The quarry (max. length c. 20 m, max. width c. 10 m; Figs. 2, 3) was covered with two layers of soil. The upper one (L100, L103; average thickness 0.3–1.0 m), consisting of dark brown soil that had eroded into the site from the south, was removed by a backhoe under the supervision of an antiquities inspector prior to the excavation. The lower layer (L101, L102, L104, L105; average thickness c. 0.3 m) contained only yellowish, light brown quarrying debris; it was excavated manually.
 
Several rock-cutting levels were discerned in the quarry. Two quarrying levels were identified in its eastern part, where the manner of rock-cutting and its direction seem to suggest it was done in two phases (Fig. 4). The quarrying lines of the first phase (L103, L200) run in a north–south direction, whereas those of the second phase (L101, L102, L104) run perpendicularly, in an east–west direction (Fig. 5). Four quarrying levels constituting a single rock-cutting phase were identified in the western part of the quarry (Figs. 5–7).
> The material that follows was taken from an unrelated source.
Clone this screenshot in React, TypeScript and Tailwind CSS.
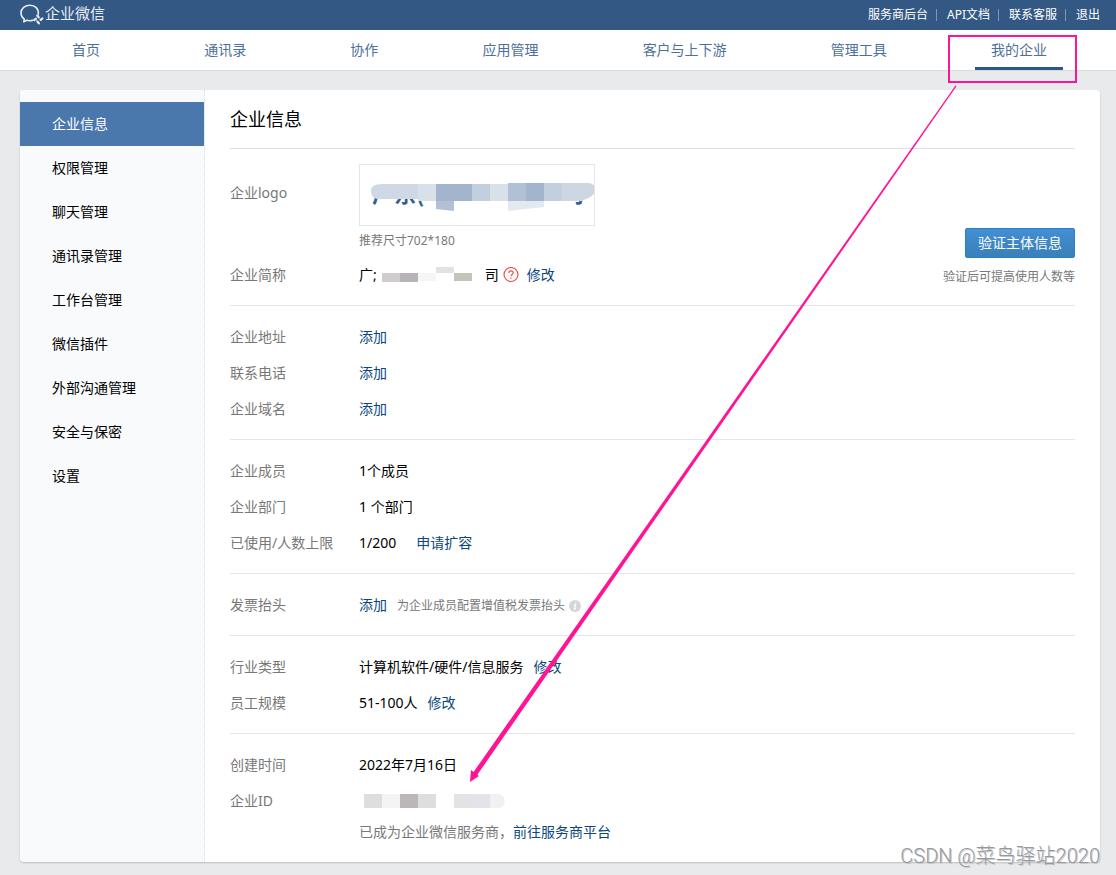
import { ReactNode } from 'react';

const topLinks = ['服务商后台', 'API文档', '联系客服', '退出'];

const navItems = ['首页', '通讯录', '协作', '应用管理', '客户与上下游', '管理工具', '我的企业'];

const sideItems = [
  '企业信息',
  '权限管理',
  '聊天管理',
  '通讯录管理',
  '工作台管理',
  '微信插件',
  '外部沟通管理',
  '安全与保密',
  '设置',
];

function Logo() {
  return (
    <svg width="24" height="22" viewBox="0 0 24 22" fill="none" stroke="#e6ecf3" strokeWidth="1.6" strokeLinecap="round" strokeLinejoin="round">
      <path d="M18.300 10.200C18.900 4.600 15 1.300 10 1.300C5 1.300 1 4.500 1 9C1 11.700 2.300 13.800 4.300 15.200L3.800 17.800L6.800 16.300C8.900 16.900 11 16.800 12.800 16.200" />
      <path d="M17.300 11.600L18.600 13.200M22.300 14.500L20.700 15.900M18.900 19.300L17.500 17.700M14.200 16.100L15.800 14.800" strokeWidth="2.300" />
      <path d="M18.600 13.200L20.700 15.900M17.500 17.700L15.800 14.800" strokeWidth="0.500" />
    </svg>
  );
}

function Section({ children }: { children: ReactNode }) {
  return <section className="border-b border-[#e4e6e9] pt-[13px] pb-3">{children}</section>;
}

function Row({ label, children }: { label: string; children: ReactNode }) {
  return (
    <dl className="flex h-9 items-center">
      <dt className="w-[129px] shrink-0 text-[#787878]">{label}</dt>
      <dd className="flex items-center">{children}</dd>
    </dl>
  );
}

function TextLink({ children }: { children: ReactNode }) {
  return (
    <a href="#" className="text-[#0b477d]">
      {children}
    </a>
  );
}

// Company logo with most of the name blurred out
function CompanyLogo() {
  return (
    <svg width="234" height="60" viewBox="0 0 234 60" className="block">
      <g fill="#335f8f" fontSize="22" fontWeight="700" fontFamily="'Noto Sans CJK SC', sans-serif">
        <text x="12" y="37">广东(</text>
        <text x="202" y="37">司</text>
      </g>
      <rect x="8" y="12" width="60" height="10" fill="#fff" />
      <rect x="200" y="30" width="13" height="12" fill="#fff" />
      <path d="M22 19C14 19 11 22 11 26C11 31 14 34 18 34H58V36H76V19Z" fill="#cfd8e4" />
      <rect x="58" y="19" width="18" height="17" fill="#d8e0e9" />
      <rect x="76" y="19" width="36" height="17" fill="#a3b5cc" />
      <path d="M76 36H94V46L76 44Z" fill="#b3c1d5" />
      <rect x="112" y="19" width="18" height="17" fill="#c2cfde" />
      <rect x="130" y="19" width="18" height="17" fill="#d8e0e9" />
      <rect x="148" y="18" width="18" height="18" fill="#b1c0d4" />
      <rect x="166" y="18" width="18" height="18" fill="#a3b5cc" />
      <path d="M148 36H184V42L148 46Z" fill="#e4e9ef" />
      <rect x="184" y="18" width="18" height="18" fill="#c2cfde" />
      <path d="M202 18H228C233 18 235 21 235 25C235 31 228 33 222 36H202Z" fill="#cdd6e3" />
    </svg>
  );
}

export default function App() {
  return (
    <div className="relative min-h-screen bg-[#e8eaec] pb-[13px] font-['Noto_Sans','Noto_Sans_CJK_SC',sans-serif] text-sm text-black">
      <header>
        <div className="flex h-[30px] items-center justify-between bg-[#335883] pr-4 pl-5">
          <a href="#" className="flex items-center gap-px text-[#e6ecf3]">
            <Logo />
            <span className="pb-0.5 text-[15px]">企业微信</span>
          </a>
          <div className="flex items-center text-xs text-white">
            {topLinks.map((item, i) => (
              <div key={item} className="flex items-center">
                {i > 0 && <span className="mr-[10px] ml-2 h-3 w-px bg-[#7f96b3]" />}
                <a href="#">{item}</a>
              </div>
            ))}
          </div>
        </div>
        <nav className="flex h-[41px] justify-between border-b border-[#d9dbdd] bg-white pr-[53px] pl-14 text-[#4d709b]">
          {navItems.map(item => (
            <a
              key={item}
              href="#"
              className={`flex h-10 items-center border-b-[3px] px-4 pt-0.5 ${item === '我的企业' ? 'border-[#2f5785]' : 'border-transparent'}`}
            >
              {item}
            </a>
          ))}
        </nav>
      </header>

      <div className="mx-5 mt-[19px] mr-4 flex rounded bg-white shadow-[0_1px_2px_rgba(0,0,0,0.2)]">
        <aside className="w-[185px] shrink-0 rounded-l border-r border-dotted border-[#d3dce3] bg-[#f9fafc] pt-3">
          {sideItems.map((item, i) => (
            <a
              key={item}
              href="#"
              className={`flex h-11 items-center pl-8 ${i === 0 ? 'bg-[#4a78ad] text-white' : ''}`}
            >
              {item}
            </a>
          ))}
        </aside>

        <main className="flex-1 px-[25px] pb-[17px]">
          <h1 className="flex h-[59px] items-center border-b border-[#d9e0e6] text-lg">企业信息</h1>

          <section className="flex items-end justify-between border-b border-[#e4e6e9] pt-[15px] pb-3">
            <div>
              <div className="flex">
                <div className="w-[129px] shrink-0 pt-[19px] text-[#787878]">企业logo</div>
                <div>
                  <div className="border border-[#e4e6e9]">
                    <CompanyLogo />
                  </div>
                  <p className="h-[31px] text-xs leading-[30px] text-[#787878]">推荐尺寸702*180</p>
                </div>
              </div>
              <Row label="企业简称">
                <span>广;</span>
                <svg width="92" height="16" viewBox="0 0 92 16" className="mx-1">
                  <rect x="1" y="6" width="18" height="9" fill="#cfcdce" />
                  <rect x="19" y="6" width="18" height="9" fill="#b7b3b7" />
                  <rect x="37" y="6" width="18" height="8" fill="#f6f6f6" />
                  <rect x="55" y="0" width="18" height="6" fill="#e1e3e2" />
                  <rect x="73" y="6" width="18" height="8" fill="#c3c4b9" />
                </svg>
                <span className="ml-2">司</span>
                <svg width="16" height="16" viewBox="0 0 16 16" fill="none" stroke="#ef4f47" strokeWidth="1.200" className="mr-2 ml-1">
                  <circle cx="8" cy="7.500" r="7" />
                  <path d="M5.800 6C5.800 3.300 10.200 3.300 10.200 5.800C10.200 7.500 8 7.300 8 9.200M8 10.400V11.700" />
                </svg>
                <TextLink>修改</TextLink>
              </Row>
            </div>
            <div className="flex flex-col items-end">
              <button className="h-[30px] w-[110px] rounded-xs border border-[#2a80c4] bg-linear-to-b from-[#428fd4] to-[#3a80b8] text-white">
                验证主体信息
              </button>
              <p className="h-[35px] text-xs leading-[38px] text-[#787878]">验证后可提高使用人数等</p>
            </div>
          </section>

          <Section>
            <Row label="企业地址"><TextLink>添加</TextLink></Row>
            <Row label="联系电话"><TextLink>添加</TextLink></Row>
            <Row label="企业域名"><TextLink>添加</TextLink></Row>
          </Section>

          <Section>
            <Row label="企业成员">1个成员</Row>
            <Row label="企业部门">1 个部门</Row>
            <Row label="已使用/人数上限">
              <span className="mr-5">1/200</span>
              <TextLink>申请扩容</TextLink>
            </Row>
          </Section>

          <Section>
            <Row label="发票抬头">
              <TextLink>添加</TextLink>
              <div className="flex items-center pt-0.5 pl-[10px]">
                <span className="mr-1 text-xs text-[#787878]">为企业成员配置增值税发票抬头</span>
                <svg width="12" height="12" viewBox="0 0 12 12">
                  <circle cx="6" cy="6" r="6" fill="#d5d6d7" />
                  <path d="M6.900 2.500L6.700 3.500M5 5H6.300L5.500 9H6.700" fill="none" stroke="#fff" strokeWidth="1.300" />
                </svg>
              </div>
            </Row>
          </Section>

          <Section>
            <Row label="行业类型">
              <span className="mr-[10px]">计算机软件/硬件/信息服务</span>
              <TextLink>修改</TextLink>
            </Row>
            <Row label="员工规模">
              <span className="mr-[10px]">51-100人</span>
              <TextLink>修改</TextLink>
            </Row>
          </Section>

          <div className="pt-[13px]">
            <Row label="创建时间">2022年7月16日</Row>
            <Row label="企业ID">
              <svg width="148" height="14" viewBox="0 0 148 14">
                <rect x="5" width="18" height="14" fill="#dededd" />
                <rect x="23" width="18" height="14" fill="#f4f4f4" />
                <rect x="41" width="18" height="14" fill="#bbb6b8" />
                <rect x="59" width="18" height="14" fill="#dededd" />
                <rect x="95" width="18" height="14" fill="#e2e4e3" />
                <rect x="113" width="18" height="14" fill="#e3e4e9" />
                <path d="M131 0H139C148 0 148 14 139 14H131Z" fill="#f1f1f2" />
              </svg>
            </Row>
            <p className="ml-[129px] leading-[26px] text-[#787878]">
              已成为企业微信服务商，<TextLink>前往服务商平台</TextLink>
            </p>
          </div>
        </main>
      </div>

      {/* Highlight box and arrow over the page */}
      <div className="pointer-events-none absolute top-[35px] right-[39px] h-12 w-[129px] border-2 border-[#ff1493]" />
      <svg width="490" height="698" viewBox="0 0 490 698" className="pointer-events-none absolute top-[85px] right-[158px]">
        <path d="M487.500 0.500L488.500 1.200L8.500 691L4.500 688.500Z" fill="#ff1493" />
        <path d="M2 697L3 685L11 691Z" fill="#ff1493" />
      </svg>
      <div className="pointer-events-none absolute right-4 bottom-[5px] font-['Roboto','Noto_Sans_CJK_SC',sans-serif] text-xl font-light text-[#96989b] [text-shadow:1px_1px_0_#c8cacc]">
        CSDN @菜鸟驿站2020
      </div>
    </div>
  );
}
The chisel marks on the quarrying levels in the different parts of the quarry, the negatives in the rock, and the stones surrounded by severance channels (width 0.1 m; Fig. 8), which were not detached from bedrock, seem to indicate that rock blocks of various sizes (length 0.5–2.0 m, width 0.6–1.0 m, average height 0.3–0.6 m) were hewn in the quarry.
 
The burial cave (L300) was hewn into the preexisting quarry. The cave was only inspected; it included an arcosolium, which was damaged in the past, and a loculus below it.
 
No datable artifacts were discovered in the quarry, which presumably served the residents of nearby sites. Although the burial cave was not excavated, it is ascribed on the basis of its plan to the type of caves with loculi and arcosolia which was common in the latter part of the Second Temple period. A cave of this type was excavated c. 150 m to the south (‘Adawi 2013), and another was surveyed in 2011 (Barda and ‘Adawi 2012: Site 50). It seems that this cave, like the other caves in the area, and the quarry were used by the residents of Khirbat el-Mughram or Khirbat er-Ras, located nearby (Kloner 2001:48*–52*, Sites 114, 120), or the nearby settlement uncovered on Derekh Ramallah, which was inhabited by Jews between the Great Revolt and the Bar Kokhba Revolt (Sklar-Parnes 2005; Bar Natan and Sklar-Parnes 2007).